Start
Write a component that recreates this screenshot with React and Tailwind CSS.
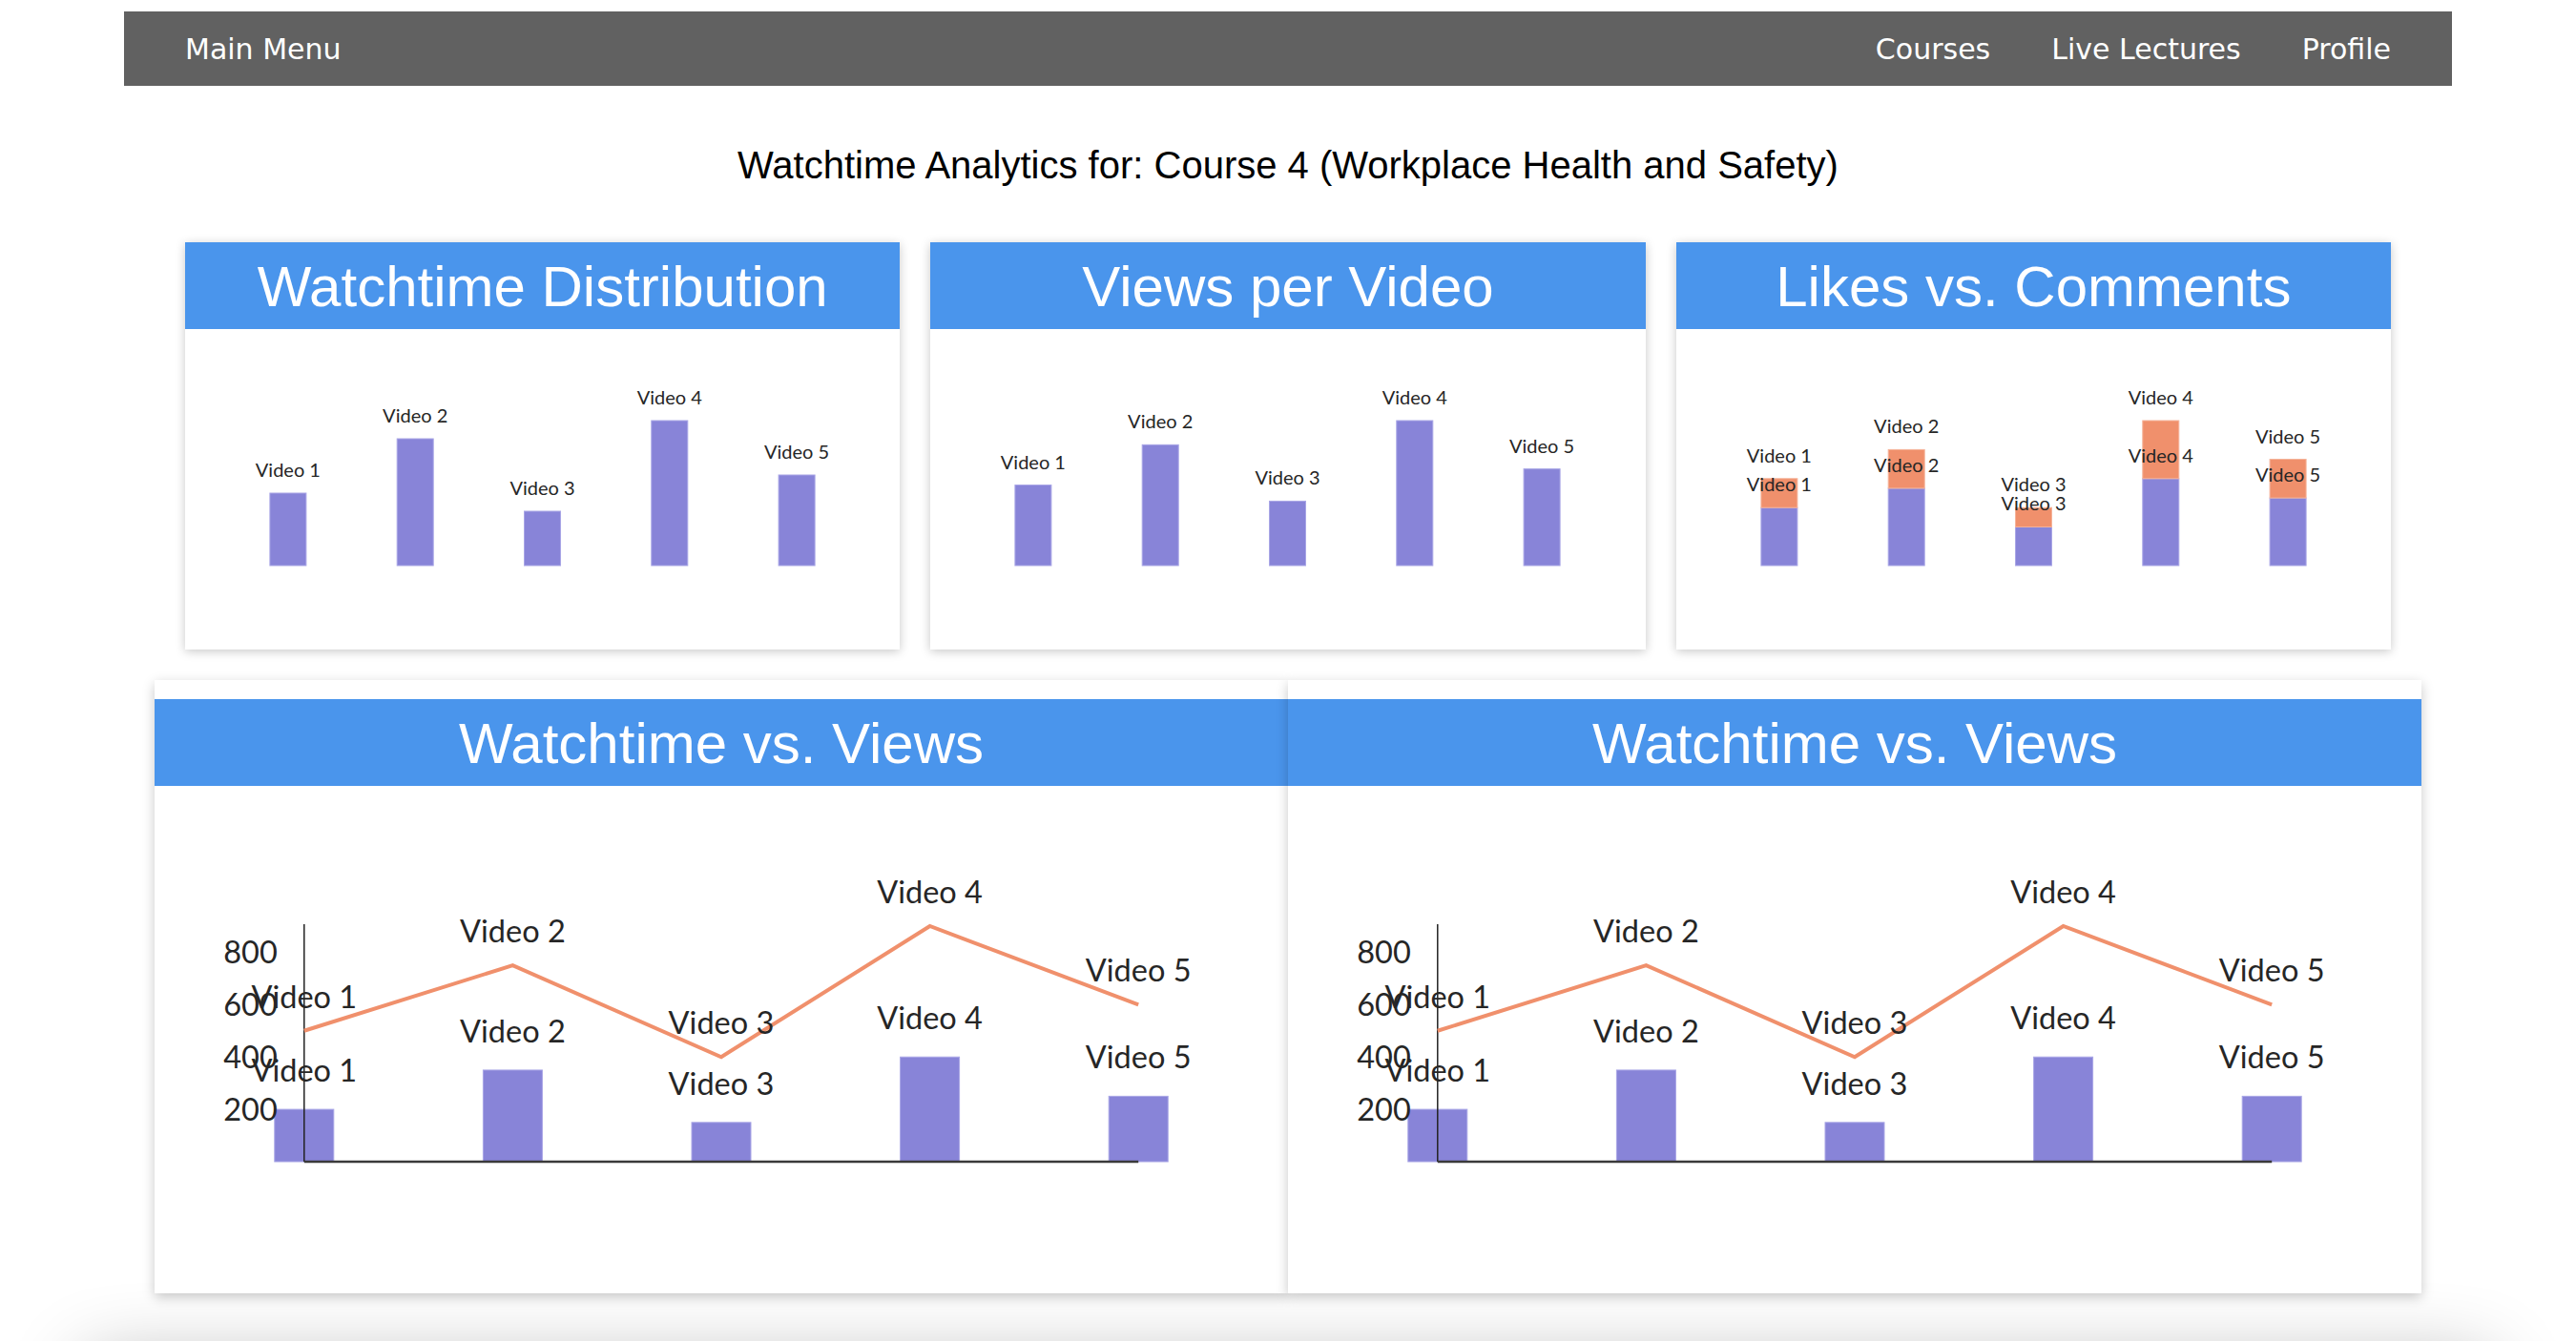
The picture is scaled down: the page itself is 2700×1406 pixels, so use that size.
import React from 'react'

const videos = ['Video 1', 'Video 2', 'Video 3', 'Video 4', 'Video 5']
const watchtime = [200, 350, 150, 400, 250]
const views = [500, 750, 400, 900, 600]
const likes = [30, 40, 20, 45, 35]
const comments = [15, 20, 10, 30, 20]

const PURPLE = '#8884d8'
const ORANGE = '#f0906c'
const LABEL_FONT = 'Lato, "Liberation Sans", sans-serif'

function SmallChart({ series }) {
  const w = 749
  const h = 336
  const base = 248
  const step = 133.3
  const bw = 38
  const totals = videos.map((_, i) => series.reduce((s, se) => s + se.values[i], 0))
  const scale = 152 / Math.max(...totals)

  // stack the series bottom to top
  const bars = videos.map((_, i) => {
    const cx = w / 2 + (i - 2) * step
    let y = base
    return series.map((se) => {
      const hh = se.values[i] * scale
      y -= hh
      return { cx, y, hh, color: se.color, stroke: se.stroke }
    })
  })

  return (
    <svg width={w} height={h} className="block mx-auto">
      {bars.map((stack, i) =>
        stack.map((b, k) => (
          <rect key={`${i}-${k}`} x={b.cx - bw / 2} y={b.y} width={bw} height={b.hh} fill={b.color} stroke={b.stroke} strokeWidth="1" />
        ))
      )}
      {bars.map((stack, i) =>
        stack.map((b, k) => (
          <text key={`l${i}-${k}`} x={b.cx} y={b.y - 17} textAnchor="middle" fontSize="20" fill="#262626" style={{ fontFamily: LABEL_FONT }}>
            {videos[i]}
          </text>
        ))
      )}
    </svg>
  )
}

function ComboChart() {
  const w = 1188
  const h = 532
  const base = 394
  const step = 218.6
  const bw = 62
  const scale = 247 / 900
  const xs = videos.map((_, i) => w / 2 + (i - 2) * step)
  const pts = xs.map((x, i) => [x, base - views[i] * scale])

  return (
    <svg width={w} height={h} className="block mx-auto">
      {xs.map((x, i) => (
        <rect key={i} x={x - bw / 2} y={base - watchtime[i] * scale} width={bw} height={watchtime[i] * scale} fill={PURPLE} stroke="#a9a6e6" strokeWidth="1" />
      ))}
      <line x1={xs[0]} y1={145} x2={xs[0]} y2={base} stroke="#222" strokeWidth="1.5" />
      <line x1={xs[0]} y1={base} x2={xs[4]} y2={base} stroke="#3a3a3a" strokeWidth="2.5" />
      {[200, 400, 600, 800].map((v) => (
        <text key={v} x={xs[0] - 28} y={base - v * scale + 12} textAnchor="end" fontSize="32.5" fill="#262626" style={{ fontFamily: LABEL_FONT }}>
          {v}
        </text>
      ))}
      <polyline points={pts.map((p) => p.join(',')).join(' ')} fill="none" stroke={ORANGE} strokeWidth="4" />
      {xs.map((x, i) => (
        <text key={`b${i}`} x={x} y={base - watchtime[i] * scale - 29} textAnchor="middle" fontSize="32.5" fill="#262626" style={{ fontFamily: LABEL_FONT }}>
          {videos[i]}
        </text>
      ))}
      {pts.map((p, i) => (
        <text key={`p${i}`} x={p[0]} y={p[1] - 24} textAnchor="middle" fontSize="32.5" fill="#262626" style={{ fontFamily: LABEL_FONT }}>
          {videos[i]}
        </text>
      ))}
    </svg>
  )
}

function CardHeader({ title }) {
  return (
    <div className="h-[91px] bg-[#4a95ec] flex items-center justify-center pt-[2px]">
      <span className="text-white text-[60px] leading-none font-['Liberation_Sans',Arial,sans-serif]">{title}</span>
    </div>
  )
}

export default function App() {
  return (
    <div className="min-h-screen bg-white pt-[12px] overflow-hidden">
      {/* Nav */}
      <nav className="w-[2440px] mx-auto h-[78px] bg-[#616161] flex items-center justify-between px-[32px] font-['DejaVu_Sans',sans-serif] text-[30px] text-white">
        <a className="px-[32px]">Main Menu</a>
        <div className="flex">
          <a className="px-[32px]">Courses</a>
          <a className="px-[32px]">Live Lectures</a>
          <a className="px-[32px]">Profile</a>
        </div>
      </nav>

      <h1 className="mt-[60px] text-center text-[40px] leading-[46px] text-black font-['Liberation_Sans',Arial,sans-serif]">
        Watchtime Analytics for: Course 4 (Workplace Health and Safety)
      </h1>

      {/* Top charts */}
      <div className="w-[2312px] mx-auto mt-[58px] grid grid-cols-3 gap-[32px]">
        <div className="bg-white shadow-[0_2px_10px_rgba(0,0,0,0.22)]">
          <CardHeader title="Watchtime Distribution" />
          <SmallChart series={[{ values: watchtime, color: PURPLE, stroke: '#a9a6e6' }]} />
        </div>
        <div className="bg-white shadow-[0_2px_10px_rgba(0,0,0,0.22)]">
          <CardHeader title="Views per Video" />
          <SmallChart series={[{ values: views, color: PURPLE, stroke: '#a9a6e6' }]} />
        </div>
        <div className="bg-white shadow-[0_2px_10px_rgba(0,0,0,0.22)]">
          <CardHeader title="Likes vs. Comments" />
          <SmallChart
            series={[
              { values: likes, color: PURPLE, stroke: '#a9a6e6' },
              { values: comments, color: ORANGE, stroke: '#f5b39a' },
            ]}
          />
        </div>
      </div>

      {/* Bottom charts */}
      <div className="w-[2376px] mx-auto mt-[32px] grid grid-cols-2">
        <div className="relative bg-white pt-[20px] shadow-[0_4px_12px_rgba(0,0,0,0.22)]">
          <CardHeader title="Watchtime vs. Views" />
          <ComboChart />
        </div>
        <div className="relative bg-white pt-[20px] shadow-[0_4px_12px_rgba(0,0,0,0.22)]">
          <CardHeader title="Watchtime vs. Views" />
          <ComboChart />
        </div>
      </div>

      <div className="w-[2520px] mx-auto mt-[72px] h-[200px] bg-white shadow-[0_0_80px_rgba(0,0,0,0.3)]" />
    </div>
  )
}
End
Aim ::
Find the lines with the string "React" and reproduce them.

Exercise response ::
Write a component that recreates this screenshot with React and Tailwind CSS.
import React from 'react'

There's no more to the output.